- _Goal_
Each line in the material below, starting at the one with "Convert this screenshot" and ending at the one with "FaRandom, FaWrench, FaMinus", is to be reproduced exactly; no picture is to be copied.

- _Records contained in a dataset_
* start *

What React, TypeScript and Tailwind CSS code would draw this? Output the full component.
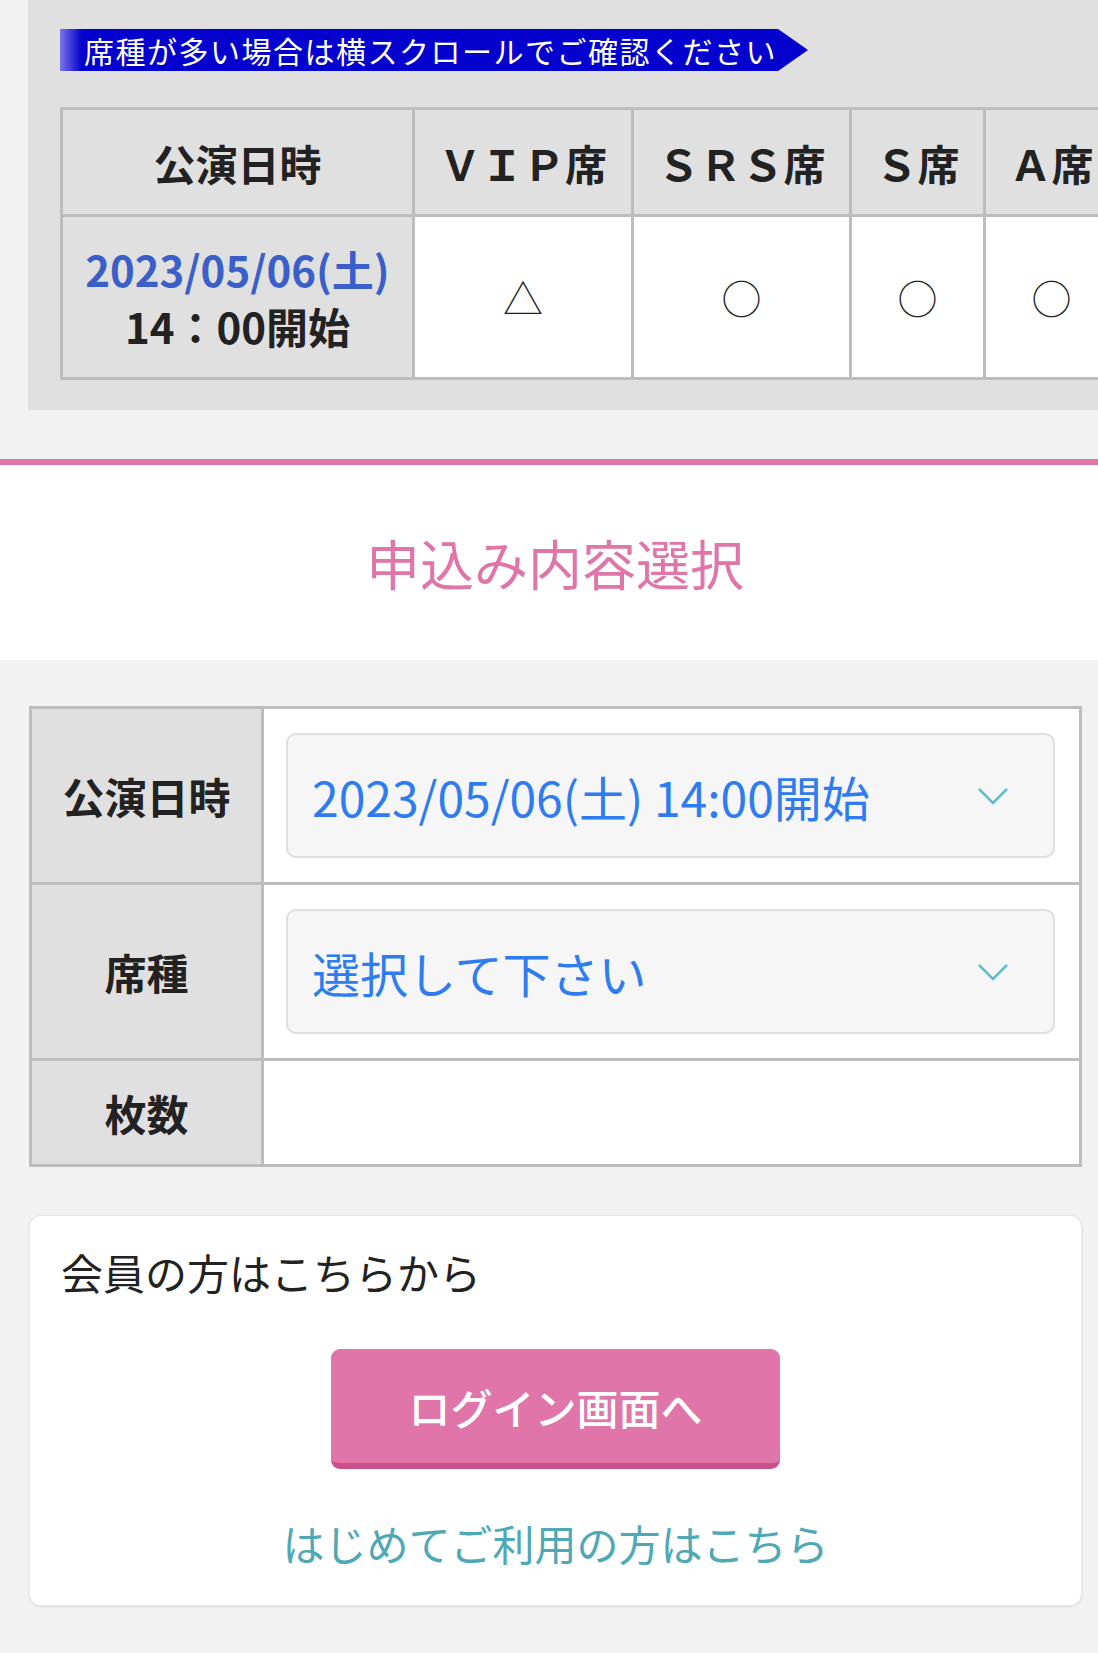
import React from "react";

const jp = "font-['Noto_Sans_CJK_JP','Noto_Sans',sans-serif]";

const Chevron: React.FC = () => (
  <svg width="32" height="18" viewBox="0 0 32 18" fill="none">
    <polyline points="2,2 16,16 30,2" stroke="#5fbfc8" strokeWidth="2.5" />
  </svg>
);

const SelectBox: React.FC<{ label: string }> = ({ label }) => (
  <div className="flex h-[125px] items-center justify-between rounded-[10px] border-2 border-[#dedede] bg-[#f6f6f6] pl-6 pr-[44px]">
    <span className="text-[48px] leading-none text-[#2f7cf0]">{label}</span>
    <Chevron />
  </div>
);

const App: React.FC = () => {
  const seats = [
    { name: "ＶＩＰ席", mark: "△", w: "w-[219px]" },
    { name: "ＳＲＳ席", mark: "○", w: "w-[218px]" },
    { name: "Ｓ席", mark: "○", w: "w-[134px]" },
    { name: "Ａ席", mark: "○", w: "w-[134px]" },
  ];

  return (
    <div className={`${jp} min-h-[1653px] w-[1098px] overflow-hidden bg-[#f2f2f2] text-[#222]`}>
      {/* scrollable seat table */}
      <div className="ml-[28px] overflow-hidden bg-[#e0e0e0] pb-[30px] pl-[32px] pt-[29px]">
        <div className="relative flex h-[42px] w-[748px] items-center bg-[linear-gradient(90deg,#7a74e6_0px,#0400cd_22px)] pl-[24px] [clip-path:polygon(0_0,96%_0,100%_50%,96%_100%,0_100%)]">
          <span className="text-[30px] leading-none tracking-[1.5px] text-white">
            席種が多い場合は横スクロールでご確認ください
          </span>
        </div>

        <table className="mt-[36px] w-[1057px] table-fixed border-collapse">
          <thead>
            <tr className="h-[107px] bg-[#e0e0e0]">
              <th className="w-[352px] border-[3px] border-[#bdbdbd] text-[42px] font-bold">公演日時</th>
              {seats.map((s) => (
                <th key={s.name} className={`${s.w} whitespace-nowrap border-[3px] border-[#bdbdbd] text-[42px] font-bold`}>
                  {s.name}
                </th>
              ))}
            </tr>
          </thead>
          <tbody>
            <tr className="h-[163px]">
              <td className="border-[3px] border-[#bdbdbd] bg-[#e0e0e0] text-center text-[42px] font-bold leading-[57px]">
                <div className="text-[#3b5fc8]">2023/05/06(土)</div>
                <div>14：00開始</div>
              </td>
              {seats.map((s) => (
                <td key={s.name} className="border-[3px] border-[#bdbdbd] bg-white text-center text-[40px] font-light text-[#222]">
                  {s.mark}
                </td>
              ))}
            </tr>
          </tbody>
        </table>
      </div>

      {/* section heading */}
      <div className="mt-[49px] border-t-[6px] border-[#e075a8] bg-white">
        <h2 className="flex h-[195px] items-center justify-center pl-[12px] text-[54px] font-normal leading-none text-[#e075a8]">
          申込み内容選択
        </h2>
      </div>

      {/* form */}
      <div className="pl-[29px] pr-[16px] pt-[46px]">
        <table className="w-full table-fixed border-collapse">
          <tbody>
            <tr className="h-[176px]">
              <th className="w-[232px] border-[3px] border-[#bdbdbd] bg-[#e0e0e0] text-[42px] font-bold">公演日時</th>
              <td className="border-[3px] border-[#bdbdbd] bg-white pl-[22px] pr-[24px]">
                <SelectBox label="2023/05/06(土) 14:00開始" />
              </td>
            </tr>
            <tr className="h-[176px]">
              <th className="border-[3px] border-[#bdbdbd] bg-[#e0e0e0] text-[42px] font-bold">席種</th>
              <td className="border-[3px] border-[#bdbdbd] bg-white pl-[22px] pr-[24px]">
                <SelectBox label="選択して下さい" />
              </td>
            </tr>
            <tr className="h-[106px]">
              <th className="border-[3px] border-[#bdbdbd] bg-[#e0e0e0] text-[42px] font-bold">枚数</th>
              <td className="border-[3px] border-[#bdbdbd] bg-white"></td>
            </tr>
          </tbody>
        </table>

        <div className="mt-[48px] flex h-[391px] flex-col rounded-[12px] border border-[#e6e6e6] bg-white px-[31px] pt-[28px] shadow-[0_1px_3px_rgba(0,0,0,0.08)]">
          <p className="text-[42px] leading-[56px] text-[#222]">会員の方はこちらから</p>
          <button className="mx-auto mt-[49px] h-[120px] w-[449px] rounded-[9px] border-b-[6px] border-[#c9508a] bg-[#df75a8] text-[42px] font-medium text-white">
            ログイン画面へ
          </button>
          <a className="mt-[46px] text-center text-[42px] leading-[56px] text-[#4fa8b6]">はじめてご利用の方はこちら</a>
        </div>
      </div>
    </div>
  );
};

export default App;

* end *
* start *

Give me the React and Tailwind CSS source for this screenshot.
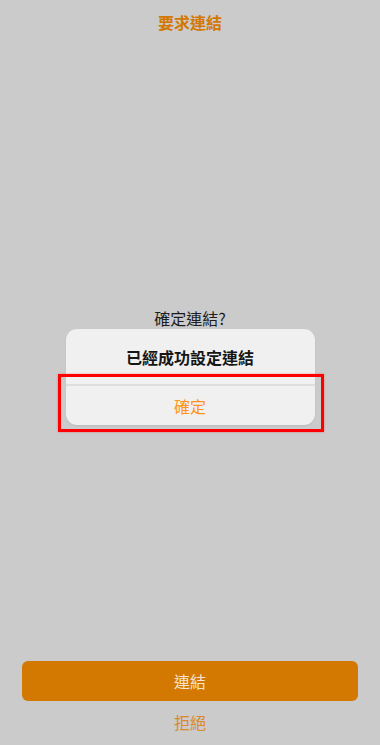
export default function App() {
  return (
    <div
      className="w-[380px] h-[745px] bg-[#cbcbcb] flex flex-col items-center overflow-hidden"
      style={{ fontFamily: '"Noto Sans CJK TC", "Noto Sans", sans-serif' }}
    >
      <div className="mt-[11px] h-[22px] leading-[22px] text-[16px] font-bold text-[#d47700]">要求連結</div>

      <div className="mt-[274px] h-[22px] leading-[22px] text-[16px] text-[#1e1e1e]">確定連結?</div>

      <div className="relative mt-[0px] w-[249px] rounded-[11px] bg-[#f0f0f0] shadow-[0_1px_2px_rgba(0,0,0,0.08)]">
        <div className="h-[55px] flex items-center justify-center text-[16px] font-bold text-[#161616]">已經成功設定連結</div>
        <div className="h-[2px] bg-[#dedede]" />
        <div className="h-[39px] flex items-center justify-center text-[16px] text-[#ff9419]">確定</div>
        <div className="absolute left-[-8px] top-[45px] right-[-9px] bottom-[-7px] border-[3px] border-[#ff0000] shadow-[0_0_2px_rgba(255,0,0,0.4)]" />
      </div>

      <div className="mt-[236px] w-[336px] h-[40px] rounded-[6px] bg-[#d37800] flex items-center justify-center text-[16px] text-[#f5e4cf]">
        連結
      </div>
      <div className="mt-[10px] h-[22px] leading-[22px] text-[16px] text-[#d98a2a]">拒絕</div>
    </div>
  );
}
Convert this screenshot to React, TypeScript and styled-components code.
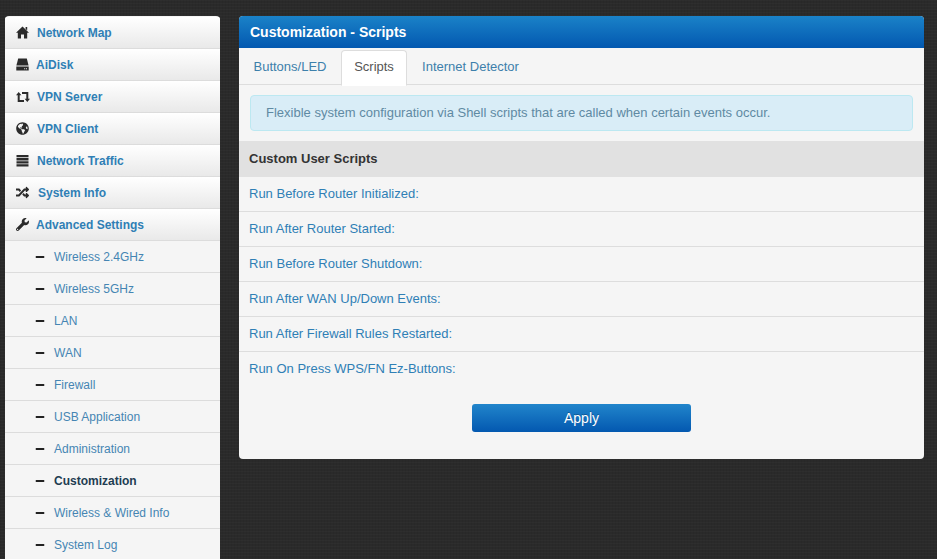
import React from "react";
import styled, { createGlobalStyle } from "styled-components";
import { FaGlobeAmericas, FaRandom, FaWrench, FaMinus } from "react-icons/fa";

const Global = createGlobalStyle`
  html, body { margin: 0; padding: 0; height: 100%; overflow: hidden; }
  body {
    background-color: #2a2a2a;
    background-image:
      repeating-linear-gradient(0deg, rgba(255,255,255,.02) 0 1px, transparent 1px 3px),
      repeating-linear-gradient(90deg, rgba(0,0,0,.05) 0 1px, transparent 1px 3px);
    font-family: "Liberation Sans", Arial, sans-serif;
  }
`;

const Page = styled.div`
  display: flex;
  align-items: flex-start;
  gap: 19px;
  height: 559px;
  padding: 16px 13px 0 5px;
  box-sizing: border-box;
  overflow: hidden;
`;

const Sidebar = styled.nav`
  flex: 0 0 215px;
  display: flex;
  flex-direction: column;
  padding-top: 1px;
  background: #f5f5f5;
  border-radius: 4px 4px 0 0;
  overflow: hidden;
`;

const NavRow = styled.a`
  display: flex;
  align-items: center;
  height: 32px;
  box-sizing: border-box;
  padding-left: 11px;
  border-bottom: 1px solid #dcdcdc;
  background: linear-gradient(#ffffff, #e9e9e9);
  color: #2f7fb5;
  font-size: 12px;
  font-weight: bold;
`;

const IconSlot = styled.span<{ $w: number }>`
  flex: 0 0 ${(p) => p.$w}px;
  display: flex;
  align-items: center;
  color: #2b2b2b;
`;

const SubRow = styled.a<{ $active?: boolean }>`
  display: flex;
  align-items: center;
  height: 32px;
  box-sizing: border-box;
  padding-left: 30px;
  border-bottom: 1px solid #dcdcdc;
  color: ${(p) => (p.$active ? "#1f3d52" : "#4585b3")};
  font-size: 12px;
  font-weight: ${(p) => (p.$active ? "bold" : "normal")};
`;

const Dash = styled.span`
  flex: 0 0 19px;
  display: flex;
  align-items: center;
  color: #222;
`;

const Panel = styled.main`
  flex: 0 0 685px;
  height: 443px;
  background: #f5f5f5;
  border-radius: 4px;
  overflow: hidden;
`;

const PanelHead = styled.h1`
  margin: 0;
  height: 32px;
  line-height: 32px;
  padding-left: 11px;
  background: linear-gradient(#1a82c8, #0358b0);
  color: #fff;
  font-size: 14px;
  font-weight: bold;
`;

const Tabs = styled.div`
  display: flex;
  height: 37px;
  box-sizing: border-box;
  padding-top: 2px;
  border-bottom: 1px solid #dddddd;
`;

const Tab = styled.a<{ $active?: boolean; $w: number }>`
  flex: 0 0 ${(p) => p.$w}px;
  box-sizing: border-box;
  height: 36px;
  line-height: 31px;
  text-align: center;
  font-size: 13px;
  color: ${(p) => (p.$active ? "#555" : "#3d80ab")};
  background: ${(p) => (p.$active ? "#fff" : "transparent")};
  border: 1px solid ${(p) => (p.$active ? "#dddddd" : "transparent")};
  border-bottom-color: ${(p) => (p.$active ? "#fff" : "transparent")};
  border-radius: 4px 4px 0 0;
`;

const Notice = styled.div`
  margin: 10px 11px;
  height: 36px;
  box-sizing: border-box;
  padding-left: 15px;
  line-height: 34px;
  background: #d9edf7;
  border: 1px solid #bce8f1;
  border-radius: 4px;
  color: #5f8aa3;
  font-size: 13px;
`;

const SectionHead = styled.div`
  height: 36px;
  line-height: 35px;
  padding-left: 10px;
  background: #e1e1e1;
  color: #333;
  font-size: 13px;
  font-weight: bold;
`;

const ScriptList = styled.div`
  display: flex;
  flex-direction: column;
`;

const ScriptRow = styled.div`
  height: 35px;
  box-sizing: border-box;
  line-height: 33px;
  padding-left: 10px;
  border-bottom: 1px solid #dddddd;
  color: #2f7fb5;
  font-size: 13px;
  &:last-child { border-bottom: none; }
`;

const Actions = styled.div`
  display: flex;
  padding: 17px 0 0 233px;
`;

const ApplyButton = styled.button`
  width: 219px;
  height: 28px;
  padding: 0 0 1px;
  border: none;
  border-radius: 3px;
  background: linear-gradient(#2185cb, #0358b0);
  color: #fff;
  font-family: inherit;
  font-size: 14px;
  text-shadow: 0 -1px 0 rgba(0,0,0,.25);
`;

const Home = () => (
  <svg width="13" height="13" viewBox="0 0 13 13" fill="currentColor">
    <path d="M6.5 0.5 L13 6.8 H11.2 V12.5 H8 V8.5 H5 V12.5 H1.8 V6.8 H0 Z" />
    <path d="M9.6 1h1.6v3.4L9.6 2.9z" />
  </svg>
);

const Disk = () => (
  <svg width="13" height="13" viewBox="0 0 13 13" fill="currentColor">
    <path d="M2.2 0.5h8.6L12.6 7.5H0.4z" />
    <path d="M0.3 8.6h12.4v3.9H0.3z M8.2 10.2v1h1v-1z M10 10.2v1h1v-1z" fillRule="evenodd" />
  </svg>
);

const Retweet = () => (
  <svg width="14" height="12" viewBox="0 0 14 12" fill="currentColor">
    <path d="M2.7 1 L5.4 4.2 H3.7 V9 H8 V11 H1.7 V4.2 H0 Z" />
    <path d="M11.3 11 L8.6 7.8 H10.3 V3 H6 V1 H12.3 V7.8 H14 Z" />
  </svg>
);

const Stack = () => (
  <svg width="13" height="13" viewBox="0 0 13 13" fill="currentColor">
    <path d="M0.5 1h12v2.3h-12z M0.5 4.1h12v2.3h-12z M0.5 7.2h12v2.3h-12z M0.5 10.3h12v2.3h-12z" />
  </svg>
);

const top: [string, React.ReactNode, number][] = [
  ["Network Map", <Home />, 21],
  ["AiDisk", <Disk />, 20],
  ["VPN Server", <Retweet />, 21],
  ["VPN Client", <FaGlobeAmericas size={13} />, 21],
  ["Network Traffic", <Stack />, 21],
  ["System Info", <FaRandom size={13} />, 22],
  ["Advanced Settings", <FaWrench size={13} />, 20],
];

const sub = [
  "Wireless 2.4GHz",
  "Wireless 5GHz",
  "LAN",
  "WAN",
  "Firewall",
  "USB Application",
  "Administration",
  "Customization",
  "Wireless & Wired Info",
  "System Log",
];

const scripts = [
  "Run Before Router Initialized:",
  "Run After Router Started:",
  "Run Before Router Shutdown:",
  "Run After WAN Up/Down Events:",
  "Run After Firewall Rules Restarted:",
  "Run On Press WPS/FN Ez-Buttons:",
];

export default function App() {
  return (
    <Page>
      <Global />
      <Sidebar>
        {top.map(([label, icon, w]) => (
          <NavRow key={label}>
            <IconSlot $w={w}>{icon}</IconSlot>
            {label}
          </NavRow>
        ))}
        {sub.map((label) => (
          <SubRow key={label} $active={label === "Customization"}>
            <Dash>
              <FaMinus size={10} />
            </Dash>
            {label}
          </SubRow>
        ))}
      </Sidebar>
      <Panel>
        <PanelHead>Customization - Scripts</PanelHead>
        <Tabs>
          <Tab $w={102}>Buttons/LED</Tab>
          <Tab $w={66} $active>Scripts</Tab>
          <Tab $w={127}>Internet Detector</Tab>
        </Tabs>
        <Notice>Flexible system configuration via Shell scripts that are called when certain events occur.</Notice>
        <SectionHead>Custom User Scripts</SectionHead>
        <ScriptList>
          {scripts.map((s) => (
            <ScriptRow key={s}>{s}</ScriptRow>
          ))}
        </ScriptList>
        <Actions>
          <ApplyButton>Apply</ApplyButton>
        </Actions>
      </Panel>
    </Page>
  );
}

* end *

- _Exercise solution_
Convert this screenshot to React, TypeScript and styled-components code.
import React from "react";
import styled, { createGlobalStyle } from "styled-components";
import { FaGlobeAmericas, FaRandom, FaWrench, FaMinus } from "react-icons/fa";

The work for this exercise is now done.